I have discovered something about modern love and I might be wrong. To me, today love is – either give and take or emotional blackmail. Love Aaj Kal (in these days) only about romantic movies on the corner seats, expensive gifts, night-outs, and living relationships. No offense, but now lovebirds do keep options; should one fail, they are ready with another one. We cannot deny, love has become a mode of satisfying our needs, whether physical or financial. Except a few cases, it is no more about Heer Ranjha, Romeo Juliet, Laila Majnu, but tu nahi to aur sahi (if it is not you, it will be someone else). Just think about it, when did this word comes into existence in your life called – EX; Ex-Husband, Ex-Wife, Ex- Boyfriend, Ex-Girlfriend? Correct me if I am wrong – 99.999 percent couples, despite being completely aware of their relationship’s destiny, barely shy away from crossing all moral limits. Youngsters call it broad-mindedness. But, I find it very hard to understand, are we becoming strong enough or cheap enough?

“Your Naked Body should only belong to those who fall in love with your naked soul. ”Charlie Chaplin

“We met, we hugged, we kissed, we shared the bed, but then we realized we were not made for each other. This is actually a loop (of partner finding) that we love initiating after every breakup and keep it on repetitions unless a marriage proposal ‘forced on us’ puts a full stop.” With a few exceptions, in these days, the simple logic behind any (dating) relationship’s survival is – an uninterrupted functioning of the barter system (exchanging good and service for other good and services). And, the moment there comes an obstacle in this ‘interchange’ – it either a time for action (breakup) or reaction (revenge). Cases of raping someone or acid attacks after rejection (proposal) are nothing new. Do you see love here? I don’t see at all.
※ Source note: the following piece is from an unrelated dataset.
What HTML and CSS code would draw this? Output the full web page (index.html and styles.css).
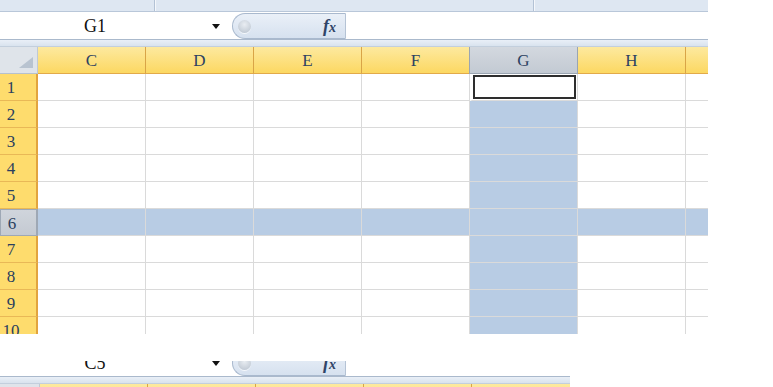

Now, lovers are not ready for making any sort of sacrifices. With the smallest fraction of exception, it is all about cheating and sex; I am sorry to say. Can you tell me a reason, what is reason behind that blackmailing or assaulting? Moreover, “What is the purpose behind forming a relationship with someone about whom you are in doubts?” Isn’t it only about sex and cheating?

People usually, I was real, but for my partner, it was all about sex. Oh Come on. To tell, what a relationship was all about is as easy as changing a kid’s nappy. Check it out if – your partner compels you to come over when no one is at home, doesn’t want to go out, never talks about family, never want to hear about your family, all your phone conversations and text message are about sex, all you have is a cell number of your partner, no meeting in public, you initiate all communications, barely cares about your feelings; congratulations, it is all about sex and no love. And, if any of the above suits you, stop naming your lust as love. Well, just for the records, I am not opposing sex. Without a commitment, if you are having sex, let me whisper it, this is not love, but one-night stand with multiple partners.

Finally, I would say – Sex is a part of love. You Shouldn’t Go Around Doing It Unless You Are In Love.